• Dataset extract
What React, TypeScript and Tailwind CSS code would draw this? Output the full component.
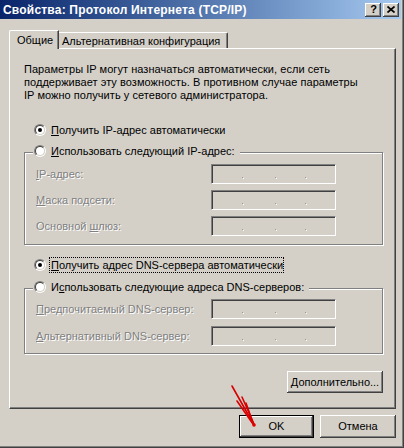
import React from "react";

function Radio({ checked }: { checked?: boolean }) {
  return (
    <span className="flex h-[12px] w-[12px] shrink-0 items-center justify-center rounded-full border border-t-[#808080] border-l-[#808080] border-b-white border-r-white">
      <span className="flex h-[10px] w-[10px] items-center justify-center rounded-full border border-t-[#404040] border-l-[#404040] border-b-[#d4d0c8] border-r-[#d4d0c8] bg-white">
        {checked && <span className="h-[4px] w-[4px] rounded-full bg-black" />}
      </span>
    </span>
  );
}

function IpBox() {
  return (
    <div className="flex h-[20px] w-[125px] items-end border border-t-[#808080] border-l-[#808080] border-b-white border-r-white bg-[#d4d0c8] pb-[5px] shadow-[inset_1px_1px_0_#404040]">
      <span className="ml-[30px] h-[1px] w-[1px] bg-[#9a9a9a] shadow-[1px_1px_0_#fff]" />
      <span className="ml-[32px] h-[1px] w-[1px] bg-[#9a9a9a] shadow-[1px_1px_0_#fff]" />
      <span className="ml-[29px] h-[1px] w-[1px] bg-[#9a9a9a] shadow-[1px_1px_0_#fff]" />
    </div>
  );
}

function Field({ label }: { label: React.ReactNode }) {
  return (
    <div className="flex h-[20px] items-center pl-[11px]">
      <span className="w-[175px] text-[#808080] [text-shadow:1px_1px_0_#fff]">{label}</span>
      <IpBox />
    </div>
  );
}

export default function App() {
  return (
    <div className="relative h-[448px] w-[404px] overflow-hidden bg-[#d4d0c8] font-['Liberation_Sans',Arial,sans-serif] text-[11px] leading-[13px] text-black shadow-[inset_-1px_-1px_0_#404040,inset_-2px_-2px_0_#808080]">
      {/* title bar */}
      <div className="flex h-[19px] w-[401px] items-center bg-linear-to-r from-[#0a246a] to-[#a6caf0] pl-[3px] pr-[2px]">
        <span className="flex-1 text-[12px] font-bold leading-none tracking-[0.2px] text-white">
          Свойства: Протокол Интернета (TCP/IP)
        </span>
        <div className="flex h-[14px] w-[16px] items-center justify-center bg-[#d4d0c8] pl-[1px] text-[11px] font-bold leading-none shadow-[inset_-1px_-1px_0_#404040,inset_1px_1px_0_#fff,inset_-2px_-2px_0_#808080]">
          ?
        </div>
        <div className="ml-[2px] flex h-[14px] w-[16px] items-center justify-center bg-[#d4d0c8] shadow-[inset_-1px_-1px_0_#404040,inset_1px_1px_0_#fff,inset_-2px_-2px_0_#808080]">
          <svg width="8" height="7" viewBox="0 0 8 7">
            <path d="M0.5 0.5L7.5 6.5M7.5 0.5L0.5 6.5" stroke="#000" strokeWidth="1.7" />
          </svg>
        </div>
      </div>

      {/* tabs */}
      <div className="mt-[11px] flex h-[18px] items-end pl-[9px]">
        <div className="relative z-10 -mb-px h-[19px] w-[50px] rounded-tl-[2px] border-t border-l border-r border-t-white border-l-white border-r-[#404040] bg-[#d4d0c8] pl-[7px] pt-[3px] shadow-[inset_-1px_0_0_#808080]">
          Общие
        </div>
        <div className="h-[16px] w-[169px] rounded-tr-[2px] border-t border-r border-t-white border-r-[#404040] pl-[3px] pt-[2px] shadow-[inset_-1px_0_0_#808080]">
          Альтернативная конфигурация
        </div>
      </div>

      {/* panel */}
      <div className="ml-[9px] flex h-[361px] w-[387px] flex-col border border-t-white border-l-white border-r-[#404040] border-b-[#404040] pl-[14px] pr-[12px] pt-[14px] shadow-[inset_-1px_-1px_0_#808080]">
        <p className="tracking-[0.05px]">
          Параметры IP могут назначаться автоматически, если сеть
          <br />
          поддерживает эту возможность. В противном случае параметры
          <br />
          IP можно получить у сетевого администратора.
        </p>

        <div className="mt-[21px] flex h-[14px] items-center pl-[10px]">
          <Radio checked />
          <span className="ml-[5px]">
            <u>П</u>олучить IP-адрес автоматически
          </span>
        </div>

        <div className="mt-[15px] h-[93px] border border-[#808080] pb-[6px] shadow-[inset_1px_1px_0_#fff,1px_1px_0_#fff]">
          <div className="-mt-[9px] ml-[8px] flex h-[14px] w-fit items-center bg-[#d4d0c8] pl-[1px] pr-[5px]">
            <Radio />
            <span className="ml-[5px]">
              <u>И</u>спользовать следующий IP-адрес:
            </span>
          </div>
          <div className="mt-[6px] flex flex-col gap-[6px]">
            <Field label={<><u>I</u>P-адрес:</>} />
            <Field label={<><u>М</u>аска подсети:</>} />
            <Field label={<>Основной <u>ш</u>люз:</>} />
          </div>
        </div>

        <div className="mt-[13px] flex h-[14px] items-center pl-[10px]">
          <Radio checked />
          <span className="ml-[4px] flex h-[14px] items-center pl-[1px] outline-1 outline-dotted outline-black">
            <span>
              <u>П</u>олучить адрес DNS-сервера автоматически
            </span>
          </span>
        </div>

        <div className="mt-[16px] h-[66px] border border-[#808080] shadow-[inset_1px_1px_0_#fff,1px_1px_0_#fff]">
          <div className="-mt-[9px] ml-[8px] flex h-[14px] w-fit items-center bg-[#d4d0c8] pl-[1px] pr-[5px]">
            <Radio />
            <span className="ml-[5px]">
              И<u>с</u>пользовать следующие адреса DNS-серверов:
            </span>
          </div>
          <div className="mt-[5px] flex flex-col gap-[7px]">
            <Field label={<><u>П</u>редпочитаемый DNS-сервер:</>} />
            <Field label={<><u>А</u>льтернативный DNS-сервер:</>} />
          </div>
        </div>

        <div className="mt-[17px] flex h-[22px] w-[96px] items-center justify-center self-end bg-[#d4d0c8] shadow-[inset_-1px_-1px_0_#404040,inset_1px_1px_0_#fff,inset_-2px_-2px_0_#808080]">
          <span>
            <u>Д</u>ополнительно...
          </span>
        </div>
      </div>

      {/* dialog buttons */}
      <div className="mt-[6px] flex justify-end gap-[6px] pr-[8px]">
        <div className="flex h-[23px] w-[75px] items-center justify-center border border-black shadow-[inset_-1px_-1px_0_#404040,inset_1px_1px_0_#fff,inset_-2px_-2px_0_#808080]">
          OK
        </div>
        <div className="flex h-[23px] w-[76px] items-center justify-center shadow-[inset_-1px_-1px_0_#404040,inset_1px_1px_0_#fff,inset_-2px_-2px_0_#808080]">
          Отмена
        </div>
      </div>

      {/* red arrow drawn over the screenshot */}
      <svg className="pointer-events-none absolute left-0 top-0" width="404" height="448">
        <g stroke="#d80000" strokeWidth="1.6" strokeLinecap="round" fill="none">
          <path d="M232 386L254 425" />
          <path d="M237 401L253 424" />
          <path d="M242 397L254 424" />
          <path d="M246 403L253 423" />
        </g>
        <circle cx="254" cy="425" r="1.8" fill="#e00000" />
      </svg>
    </div>
  );
}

• Exercise
Output the material word for word, omitting its pictures.

• Worked solution
What React, TypeScript and Tailwind CSS code would draw this? Output the full component.
import React from "react";

function Radio({ checked }: { checked?: boolean }) {
  return (
    <span className="flex h-[12px] w-[12px] shrink-0 items-center justify-center rounded-full border border-t-[#808080] border-l-[#808080] border-b-white border-r-white">
      <span className="flex h-[10px] w-[10px] items-center justify-center rounded-full border border-t-[#404040] border-l-[#404040] border-b-[#d4d0c8] border-r-[#d4d0c8] bg-white">
        {checked && <span className="h-[4px] w-[4px] rounded-full bg-black" />}
      </span>
    </span>
  );
}

function IpBox() {
  return (
    <div className="flex h-[20px] w-[125px] items-end border border-t-[#808080] border-l-[#808080] border-b-white border-r-white bg-[#d4d0c8] pb-[5px] shadow-[inset_1px_1px_0_#404040]">
      <span className="ml-[30px] h-[1px] w-[1px] bg-[#9a9a9a] shadow-[1px_1px_0_#fff]" />
      <span className="ml-[32px] h-[1px] w-[1px] bg-[#9a9a9a] shadow-[1px_1px_0_#fff]" />
      <span className="ml-[29px] h-[1px] w-[1px] bg-[#9a9a9a] shadow-[1px_1px_0_#fff]" />
    </div>
  );
}

function Field({ label }: { label: React.ReactNode }) {
  return (
    <div className="flex h-[20px] items-center pl-[11px]">
      <span className="w-[175px] text-[#808080] [text-shadow:1px_1px_0_#fff]">{label}</span>
      <IpBox />
    </div>
  );
}

export default function App() {
  return (
    <div className="relative h-[448px] w-[404px] overflow-hidden bg-[#d4d0c8] font-['Liberation_Sans',Arial,sans-serif] text-[11px] leading-[13px] text-black shadow-[inset_-1px_-1px_0_#404040,inset_-2px_-2px_0_#808080]">
      {/* title bar */}
      <div className="flex h-[19px] w-[401px] items-center bg-linear-to-r from-[#0a246a] to-[#a6caf0] pl-[3px] pr-[2px]">
        <span className="flex-1 text-[12px] font-bold leading-none tracking-[0.2px] text-white">
          Свойства: Протокол Интернета (TCP/IP)
        </span>
        <div className="flex h-[14px] w-[16px] items-center justify-center bg-[#d4d0c8] pl-[1px] text-[11px] font-bold leading-none shadow-[inset_-1px_-1px_0_#404040,inset_1px_1px_0_#fff,inset_-2px_-2px_0_#808080]">
          ?
        </div>
        <div className="ml-[2px] flex h-[14px] w-[16px] items-center justify-center bg-[#d4d0c8] shadow-[inset_-1px_-1px_0_#404040,inset_1px_1px_0_#fff,inset_-2px_-2px_0_#808080]">
          <svg width="8" height="7" viewBox="0 0 8 7">
            <path d="M0.5 0.5L7.5 6.5M7.5 0.5L0.5 6.5" stroke="#000" strokeWidth="1.7" />
          </svg>
        </div>
      </div>

      {/* tabs */}
      <div className="mt-[11px] flex h-[18px] items-end pl-[9px]">
        <div className="relative z-10 -mb-px h-[19px] w-[50px] rounded-tl-[2px] border-t border-l border-r border-t-white border-l-white border-r-[#404040] bg-[#d4d0c8] pl-[7px] pt-[3px] shadow-[inset_-1px_0_0_#808080]">
          Общие
        </div>
        <div className="h-[16px] w-[169px] rounded-tr-[2px] border-t border-r border-t-white border-r-[#404040] pl-[3px] pt-[2px] shadow-[inset_-1px_0_0_#808080]">
          Альтернативная конфигурация
        </div>
      </div>

      {/* panel */}
      <div className="ml-[9px] flex h-[361px] w-[387px] flex-col border border-t-white border-l-white border-r-[#404040] border-b-[#404040] pl-[14px] pr-[12px] pt-[14px] shadow-[inset_-1px_-1px_0_#808080]">
        <p className="tracking-[0.05px]">
          Параметры IP могут назначаться автоматически, если сеть
          <br />
          поддерживает эту возможность. В противном случае параметры
          <br />
          IP можно получить у сетевого администратора.
        </p>

        <div className="mt-[21px] flex h-[14px] items-center pl-[10px]">
          <Radio checked />
          <span className="ml-[5px]">
            <u>П</u>олучить IP-адрес автоматически
          </span>
        </div>

        <div className="mt-[15px] h-[93px] border border-[#808080] pb-[6px] shadow-[inset_1px_1px_0_#fff,1px_1px_0_#fff]">
          <div className="-mt-[9px] ml-[8px] flex h-[14px] w-fit items-center bg-[#d4d0c8] pl-[1px] pr-[5px]">
            <Radio />
            <span className="ml-[5px]">
              <u>И</u>спользовать следующий IP-адрес:
            </span>
          </div>
          <div className="mt-[6px] flex flex-col gap-[6px]">
            <Field label={<><u>I</u>P-адрес:</>} />
            <Field label={<><u>М</u>аска подсети:</>} />
            <Field label={<>Основной <u>ш</u>люз:</>} />
          </div>
        </div>

        <div className="mt-[13px] flex h-[14px] items-center pl-[10px]">
          <Radio checked />
          <span className="ml-[4px] flex h-[14px] items-center pl-[1px] outline-1 outline-dotted outline-black">
            <span>
              <u>П</u>олучить адрес DNS-сервера автоматически
            </span>
          </span>
        </div>

        <div className="mt-[16px] h-[66px] border border-[#808080] shadow-[inset_1px_1px_0_#fff,1px_1px_0_#fff]">
          <div className="-mt-[9px] ml-[8px] flex h-[14px] w-fit items-center bg-[#d4d0c8] pl-[1px] pr-[5px]">
            <Radio />
            <span className="ml-[5px]">
              И<u>с</u>пользовать следующие адреса DNS-серверов:
            </span>
          </div>
          <div className="mt-[5px] flex flex-col gap-[7px]">
            <Field label={<><u>П</u>редпочитаемый DNS-сервер:</>} />
            <Field label={<><u>А</u>льтернативный DNS-сервер:</>} />
          </div>
        </div>

        <div className="mt-[17px] flex h-[22px] w-[96px] items-center justify-center self-end bg-[#d4d0c8] shadow-[inset_-1px_-1px_0_#404040,inset_1px_1px_0_#fff,inset_-2px_-2px_0_#808080]">
          <span>
            <u>Д</u>ополнительно...
          </span>
        </div>
      </div>

      {/* dialog buttons */}
      <div className="mt-[6px] flex justify-end gap-[6px] pr-[8px]">
        <div className="flex h-[23px] w-[75px] items-center justify-center border border-black shadow-[inset_-1px_-1px_0_#404040,inset_1px_1px_0_#fff,inset_-2px_-2px_0_#808080]">
          OK
        </div>
        <div className="flex h-[23px] w-[76px] items-center justify-center shadow-[inset_-1px_-1px_0_#404040,inset_1px_1px_0_#fff,inset_-2px_-2px_0_#808080]">
          Отмена
        </div>
      </div>

      {/* red arrow drawn over the screenshot */}
      <svg className="pointer-events-none absolute left-0 top-0" width="404" height="448">
        <g stroke="#d80000" strokeWidth="1.6" strokeLinecap="round" fill="none">
          <path d="M232 386L254 425" />
          <path d="M237 401L253 424" />
          <path d="M242 397L254 424" />
          <path d="M246 403L253 423" />
        </g>
        <circle cx="254" cy="425" r="1.8" fill="#e00000" />
      </svg>
    </div>
  );
}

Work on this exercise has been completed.